A few months prior to uploading this article, we posted another article in regards to how anime is more progressive than people give it credit for. As a semi-continuation to that article, we thought it would be best to explore how anime has progressed in portraying discrimination and prejudice. As we all know, the industry’s home nation of Japan is largely homogenous and they exclusive speak, read, and write one language, but that doesn’t mean it doesn’t have a history of prejudice, nor do they not know how to portray it in their stories. Granted that Japan’s history with such instances may not be the same as lets say in America, Europe, or Africa, we can’t deny that many of their animated works in recent times have found ways to make it universal for all audiences.
If any modern anime kicked off the harsh portrayals of prejudice in anime, it’s certainly without a doubt, the controversial Elfen Lied. In this hit series, the world is seeing an increase of a new race known as the dicloni, who have vectors, or small horns on their heads. So, what’s the worst that can happen? It also gives them telekinetic powers that can rip you in half. As a result, those who develop such features are subjected to malicious hostility and violence for just being born the way they are. As a result, Lucy, the main character, is conditioned to become a remorseless killer. (Un)Fortunately, she suffers a shot to the head and it renders her to an infantile state. Thanks to the kindness of Kouta, who looks after her, she learns the value of kindness and love.
Mobile Suit Gundam Iron-Blooded Orphans
Iron-Blooded Orphans portrays discrimination and prejudice through economics and class warfae opposed to race or religion (though in many nations, class warfare and race do go hand-in-hand). Due to super strict economic restrictions on Mars (hopefully Elon Musk is taking notes here when he starts his Mars colony), everybody is living in third world conditions and instead of going to school, children are going to war! No, nobody is putting a gun to their head and forcing them to fight. Many of the children who fight for Tekkadan are fighting out of their own free will. When we say free will, we say it loosely because becoming a child soldier is more or less the ONLY way for children on Mars to provide for their families (especially when many of them are orphans). As a result of these embargoes and sanctions, not only are children getting killed, 95% of them are illiterate! When audiences are exposed to life on Earth in this series, they’re living comfortably and just ignore the problems the sanctions are causing on the people of Mars.
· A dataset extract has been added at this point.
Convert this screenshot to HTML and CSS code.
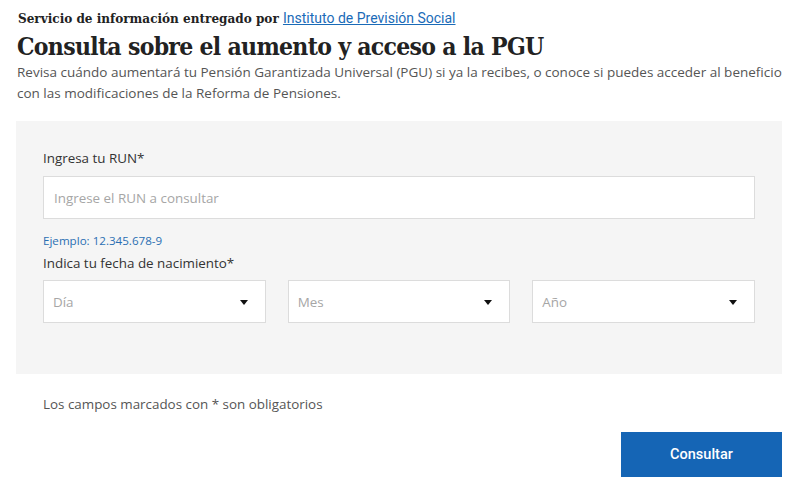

Cop Craft is certainly a unique anime when you combine fantasy with Scarface, the classic cult film starring Al Pacino. Instead of former Cuban prisoners taking over the drug trade in Miami, replace it with elves (or Semenians, but they look like elves) trading in weaponized fairies in a futuristic Los Angeles. As seen in this anime, the Seminians (who are also colloquially referred to as aliens) are seen by some of the human population with mis-trust. A certain number of the residents of San Teresa are against their presence and feel threatened. It’s an obvious jab at the alt-right’s anti-immigration rhetoric. Based on what the anime has portrayed so far, a majority of the Seminians that Kei and Tilarna interact with tend to be criminals, and the only good Seminian prominently featured is Tilarna. We’re not saying that the anti-immigration people are right and that they should build a wall, but when a group of people are being featured in the media as criminals, it doesn’t help anyone.
Carole & Tuesday
Emphasized in the second half, Carole & Tuesday largely portrays events that take inspiration from real life, most notably Donald Trump’s public statements in regards to illegal immigration and refugees. Valerie, Tuesday’s mother, is pretty much the anime’s equivalent to Trump as she doesn’t want Mars to accept refugees from Earth, seeing them as a burden. Though she isn’t the President of Mars, you see that MICE (obviously the Mars equivalent to America’s ICE), is raiding people’s homes who have overstayed their visas and putting them in jail-like facilities and without providing them legal representation (are we to assume that there’s such a thing as “right to an attorney on Mars?” If so, somebody suggest it to Elon Musk right now for Mars’ future constitution!). While race isn’t verbalized in this series, just by using imagery alone, audiences can see how this anime does a great job of portraying racism in regards to anti-refugee/immigrant rhetoric.
We’re not exactly saying anime is becoming PC or woke, but to use older terms that make more universal sense and less controversial, it’s spreading awareness and a message. A lot of what’s portrayed is fiction, but the actions and the foundations behind them are real. When it comes to prejudice, the root of it is nothing more than just fearing what we don’t understand. In other instances, it’s about trying to show off one’s dominance or superiority when in the end, everyone’s equal. Through some of the anime we listed, we’re sure we can learn from them. As a legendary duo once said, be excellent to each other.